I'd be interested to see your results.
Your problem lies in that Bresenham's algorithm does a variable number of iterations depending on the size of the circle whereas your trigonometric approach always does a fixed number of iterations.
This also means that Bresenham's algorithm will always produce a smooth looking circle whereas your trigonometric approach will produce worse looking circles as the radius increases.
To make it more even, change the trigonometric approach to produce approximately as many points as the Bresenham implementation and you'll see just how much faster it is.
I wrote some code to benchmark this and also print the number of points produced and here are the initial results:
Trigonometric: 181 ms, 73 points average
Bresenham: 120 ms, 867.568 points average
After modifying your trigonometric class to do more iterations for smoother circles:
int totalPoints = (int)Math.ceil(0.7 * r * 8);
double delta = 2 * Math.PI / totalPoints;
for (double angle = 0; angle <= 2*Math.PI; angle = angle + delta) {
These are the results:
Trigonometric: 2006 ms, 854.933 points average
Bresenham: 120 ms, 867.568 points average
I lately wrote a bresenham circle drawing implemenation myself for a sprite rasterizer and tried to optimize it a bit. I'm not sure if it will be faster or slower than what you did but i think it should have a pretty decent execution time.
Also unfortunately it is written in C++. If i have time tomorrow i might edit my answer with a ported Java version and an example picture for the result but for now you'd have to do it yourself if you want (or someone else who would want to take his time and edit it.)

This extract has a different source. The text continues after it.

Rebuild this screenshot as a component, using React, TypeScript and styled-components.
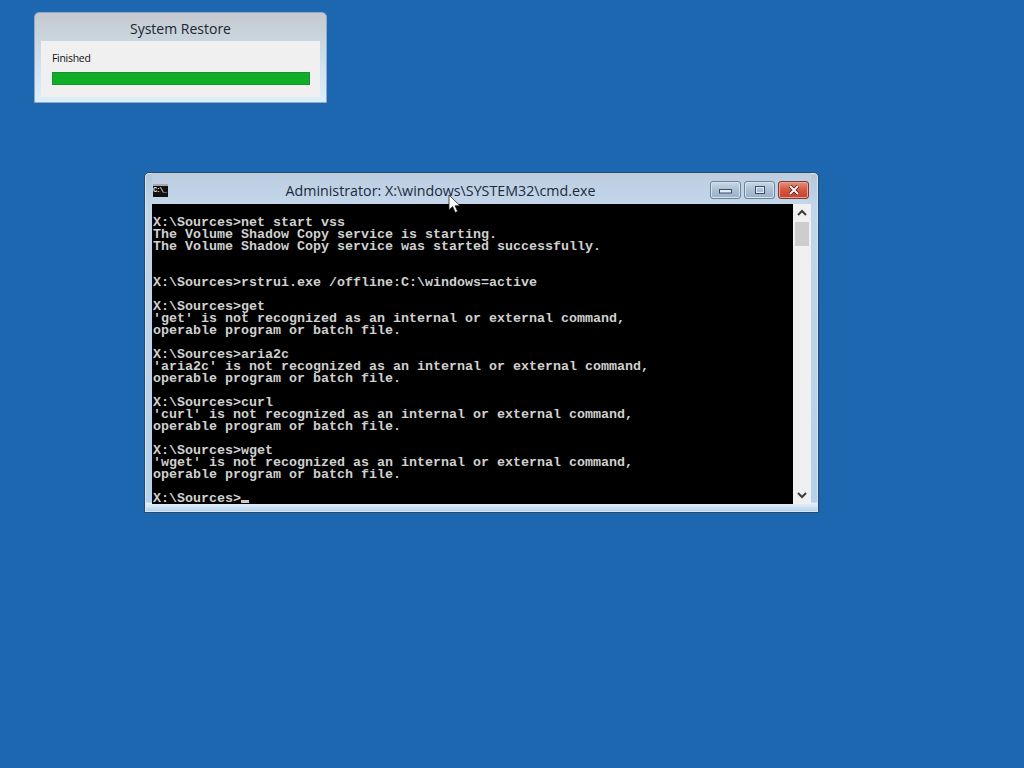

Bascically, what it does is use the bresenham algorithm to aquire the positions for the outer edges of the circle, then perform the algorithm for 1/8th of the circle and mirror that for the the remaining 7 parts by drawing straight lines from the center to the outer edge.
Color is just an rgba value
Color* createCircleColorArray(const int radius, const Color& color, int& width, int& height) {
// Draw circle with custom bresenham variation
int decision = 3 - (2 * radius);
int center_x = radius;
int center_y = radius;
Color* data;
// Circle is center point plus radius in each direction high/wide
width = height = 2 * radius + 1;
data = new Color[width * height];
// Initialize data array for transparency
std::fill(data, data + width * height, Color(0.0f, 0.0f, 0.0f, 0.0f));
// Lambda function just to draw vertical/horizontal straight lines
auto drawLine = [&data, width, height, color] (int x1, int y1, int x2, int y2) {
// Vertical
if (x1 == x2) {
if (y2 < y1) {
std::swap(y1, y2);
}
for (int x = x1, y = y1; y <= y2; y++) {
data[(y * width) + x] = color;
}
}
// Horizontal
if (y1 == y2) {
if (x2 < x1) {
std::swap(x1, x2);
}
for (int x = x1, y = y1; x <= x2; x++) {
data[(y * width) + x] = color;
}
}
};
// Lambda function to draw actual circle split into 8 parts
auto drawBresenham = [color, drawLine] (int center_x, int center_y, int x, int y) {
drawLine(center_x + x, center_y + x, center_x + x, center_y + y);
drawLine(center_x - x, center_y + x, center_x - x, center_y + y);
drawLine(center_x + x, center_y - x, center_x + x, center_y - y);
drawLine(center_x - x, center_y - x, center_x - x, center_y - y);
drawLine(center_x + x, center_y + x, center_x + y, center_y + x);
drawLine(center_x - x, center_y + x, center_x - y, center_y + x);
drawLine(center_x + x, center_y - x, center_x + y, center_y - x);
drawLine(center_x - x, center_y - x, center_x - y, center_y - x);
};
for (int x = 0, y = radius; y >= x; x++) {
drawBresenham(center_x, center_y, x, y);
if (decision > 0) {
y--;
decision += 4 * (x - y) + 10;
}
else {
decision += 4 * x + 6;
}
}
return data;
}
//Edit
Oh wow, I just realized how old this question is.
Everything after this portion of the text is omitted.